— Start DATASET ROWS —
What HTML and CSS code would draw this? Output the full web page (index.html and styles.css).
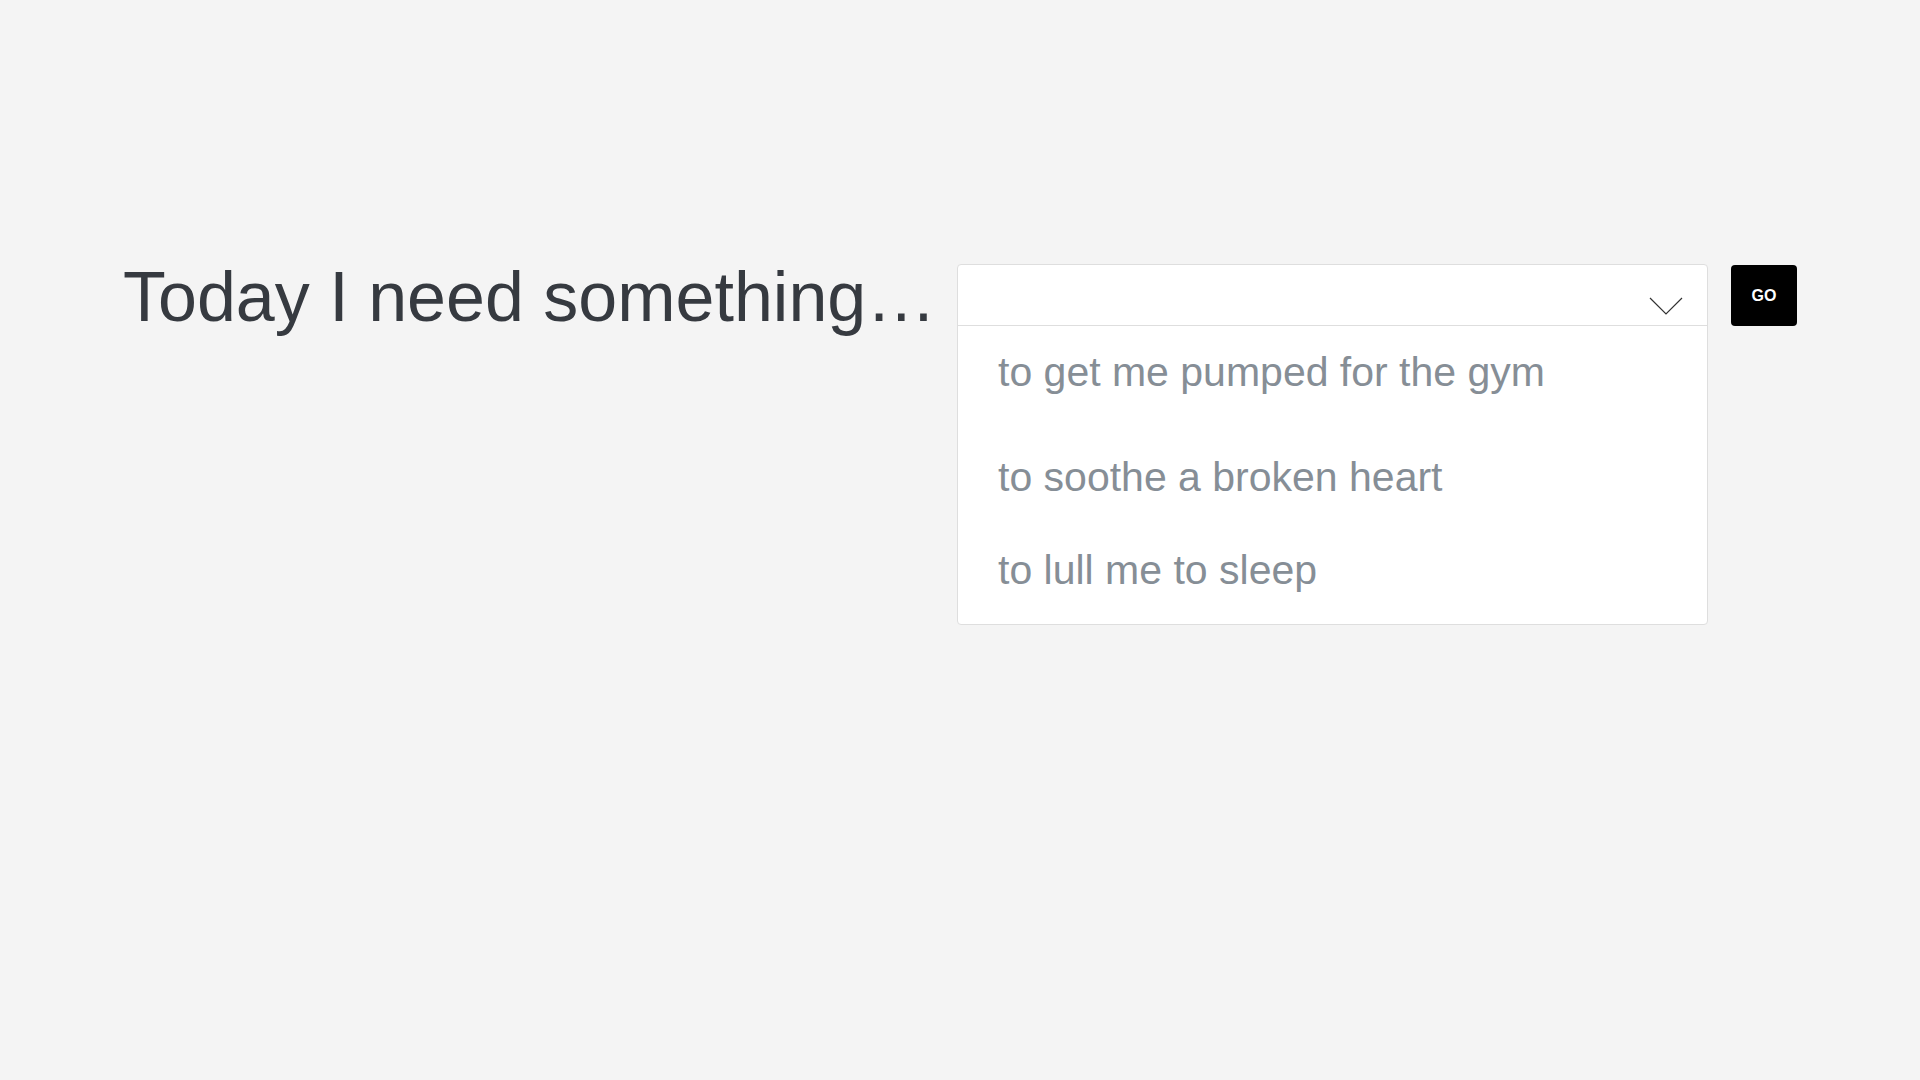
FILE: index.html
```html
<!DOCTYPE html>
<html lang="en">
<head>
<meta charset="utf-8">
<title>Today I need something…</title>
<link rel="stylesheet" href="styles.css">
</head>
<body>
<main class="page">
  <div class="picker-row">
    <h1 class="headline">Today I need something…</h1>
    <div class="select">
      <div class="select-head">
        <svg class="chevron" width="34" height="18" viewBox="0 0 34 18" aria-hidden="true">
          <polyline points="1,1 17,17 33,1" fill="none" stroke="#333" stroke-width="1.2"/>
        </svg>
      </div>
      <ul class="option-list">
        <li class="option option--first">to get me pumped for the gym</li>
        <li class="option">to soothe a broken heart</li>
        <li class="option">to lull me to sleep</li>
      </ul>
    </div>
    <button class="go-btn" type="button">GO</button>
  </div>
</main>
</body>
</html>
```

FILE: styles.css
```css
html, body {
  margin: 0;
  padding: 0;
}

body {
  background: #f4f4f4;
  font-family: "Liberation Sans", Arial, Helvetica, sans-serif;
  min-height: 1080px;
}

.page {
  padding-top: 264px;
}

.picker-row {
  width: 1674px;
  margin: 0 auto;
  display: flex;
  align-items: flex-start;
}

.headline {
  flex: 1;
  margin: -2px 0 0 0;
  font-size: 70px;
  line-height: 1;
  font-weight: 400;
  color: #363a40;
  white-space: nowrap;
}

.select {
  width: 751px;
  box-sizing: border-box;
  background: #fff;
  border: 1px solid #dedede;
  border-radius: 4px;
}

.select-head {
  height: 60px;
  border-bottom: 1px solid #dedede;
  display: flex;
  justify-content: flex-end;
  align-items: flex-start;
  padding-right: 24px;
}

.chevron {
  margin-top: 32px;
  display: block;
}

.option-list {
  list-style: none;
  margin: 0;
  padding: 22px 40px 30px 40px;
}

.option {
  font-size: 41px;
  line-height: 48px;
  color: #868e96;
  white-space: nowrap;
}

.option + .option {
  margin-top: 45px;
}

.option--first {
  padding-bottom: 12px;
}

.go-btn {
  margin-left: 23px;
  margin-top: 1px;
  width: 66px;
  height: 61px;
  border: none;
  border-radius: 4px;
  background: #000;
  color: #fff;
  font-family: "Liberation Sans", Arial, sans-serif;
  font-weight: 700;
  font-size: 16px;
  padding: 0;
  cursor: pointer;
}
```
— End DATASET ROWS —
— Start DATASET ROWS —
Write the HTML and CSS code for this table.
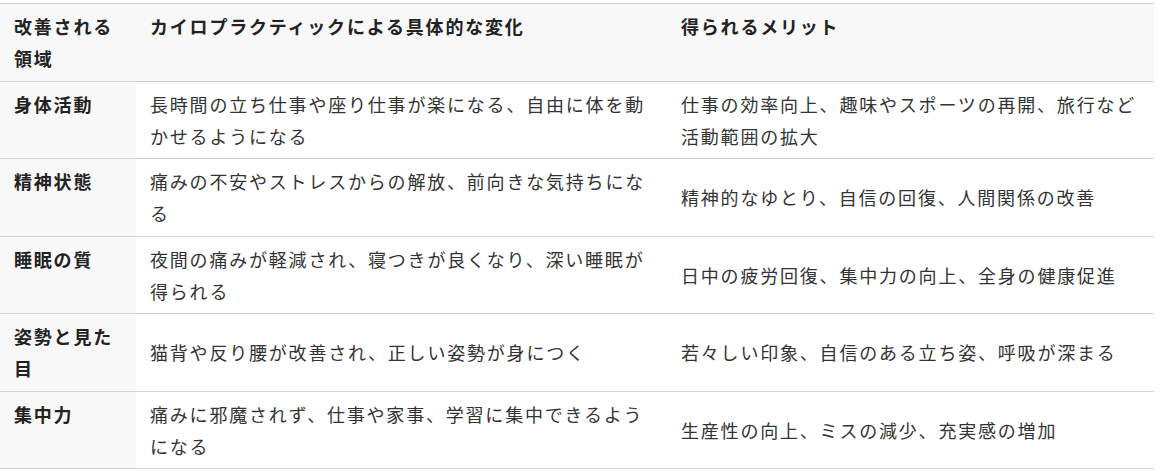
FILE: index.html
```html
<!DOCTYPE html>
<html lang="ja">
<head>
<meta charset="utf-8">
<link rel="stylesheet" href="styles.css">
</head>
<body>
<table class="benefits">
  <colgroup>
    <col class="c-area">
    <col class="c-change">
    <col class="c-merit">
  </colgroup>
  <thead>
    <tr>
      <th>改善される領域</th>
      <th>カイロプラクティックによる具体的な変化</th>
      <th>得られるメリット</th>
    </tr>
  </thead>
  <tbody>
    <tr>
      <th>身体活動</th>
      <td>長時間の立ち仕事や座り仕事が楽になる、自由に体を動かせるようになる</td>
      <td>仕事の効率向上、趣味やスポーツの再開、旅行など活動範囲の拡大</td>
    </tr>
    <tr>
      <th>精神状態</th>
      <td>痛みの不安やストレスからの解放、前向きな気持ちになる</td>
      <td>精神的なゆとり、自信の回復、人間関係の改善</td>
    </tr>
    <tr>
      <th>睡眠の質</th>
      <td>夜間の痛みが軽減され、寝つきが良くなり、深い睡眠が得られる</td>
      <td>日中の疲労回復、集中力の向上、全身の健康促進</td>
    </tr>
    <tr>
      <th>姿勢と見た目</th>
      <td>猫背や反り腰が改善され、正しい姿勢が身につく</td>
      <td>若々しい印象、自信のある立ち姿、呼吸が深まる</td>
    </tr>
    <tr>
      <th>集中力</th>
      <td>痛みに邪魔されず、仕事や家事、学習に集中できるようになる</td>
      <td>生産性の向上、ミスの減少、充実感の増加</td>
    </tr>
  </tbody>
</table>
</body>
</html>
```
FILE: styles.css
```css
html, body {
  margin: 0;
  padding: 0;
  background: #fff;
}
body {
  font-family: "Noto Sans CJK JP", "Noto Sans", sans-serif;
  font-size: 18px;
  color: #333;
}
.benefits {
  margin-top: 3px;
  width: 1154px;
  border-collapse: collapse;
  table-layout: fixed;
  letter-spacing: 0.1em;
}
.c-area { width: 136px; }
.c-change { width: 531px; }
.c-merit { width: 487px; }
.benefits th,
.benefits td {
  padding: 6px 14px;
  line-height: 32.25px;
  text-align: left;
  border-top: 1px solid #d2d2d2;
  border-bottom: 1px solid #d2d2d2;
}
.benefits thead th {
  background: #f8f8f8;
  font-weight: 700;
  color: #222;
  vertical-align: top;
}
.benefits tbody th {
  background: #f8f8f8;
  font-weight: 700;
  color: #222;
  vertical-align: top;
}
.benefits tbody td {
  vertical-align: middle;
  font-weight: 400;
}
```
— End DATASET ROWS —
Go through the preceding material and copy each line that has the word "page".

What HTML and CSS code would draw this? Output the full web page (index.html and styles.css).
<main class="page">
.page {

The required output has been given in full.